Lima South Students Gear Up for National Robotics Competition

Students at Lima South Middle School are gearing up for this week's National Robotics Competition. Sixth, seventh, and eighth graders have spent all year building and programming robots for the competition.

The groups will compete in a robot maze, sumo wrestle robot contest, and a robot hockey game.

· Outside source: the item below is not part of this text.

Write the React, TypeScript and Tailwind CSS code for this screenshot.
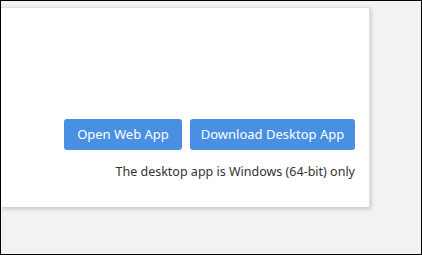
export default function App() {
  return (
    <div
      className="w-[422px] h-[255px] border border-black bg-[#f2f2f2] pt-[6px]"
      style={{ fontFamily: '"Noto Sans", "Open Sans", sans-serif' }}
    >
      <div className="w-[369px] h-[200px] bg-white border-t border-r border-[#e0e0e0] shadow-[1px_2px_4px_rgba(0,0,0,0.18)] flex flex-col items-end justify-end pr-[14px] pb-[26px]">
        <div className="flex gap-2">
          <button className="h-[31px] w-[118px] rounded-[3px] bg-[#4a90e2] text-white text-[13px]">
            Open Web App
          </button>
          <button className="h-[31px] w-[165px] rounded-[3px] bg-[#4a90e2] text-white text-[13px]">
            Download Desktop App
          </button>
        </div>
        <p className="mt-[13px] text-[12.5px] leading-[18px] text-[#333]">
          The desktop app is Windows (64-bit) only
        </p>
      </div>
    </div>
  );
}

They built the bots out of Legos and programmed their movements on computers, using cell phone apps to control them.

Their teacher says she helped guide them, but the trial and error was all up to the students. "I do not build their programs for them, I do not build their robots, I watch and I give them suggestions about what maybe they could look at changing, and if something goes wrong then I help them fix that, but they do everything on their own," said Science and Robotics Teacher, Jessica Spencer, "So that's one of the reasons I'm really proud of our kids is because they don't, it's not me telling them how to do it and what to do, they figure it out." 

Last year the students never got a robot through the entire maze, but they say this time they've worked through the difficulties of programming. "Getting it to turn, turns are the hardest part, because you don't want it to turn too much, because then it might mess up the rest of the maze," said seventh grader, Michael Bishop, "And you don't want it to not turn enough because it might do the same thing." 

The competition is this Thursday and Friday April 7th and 8th.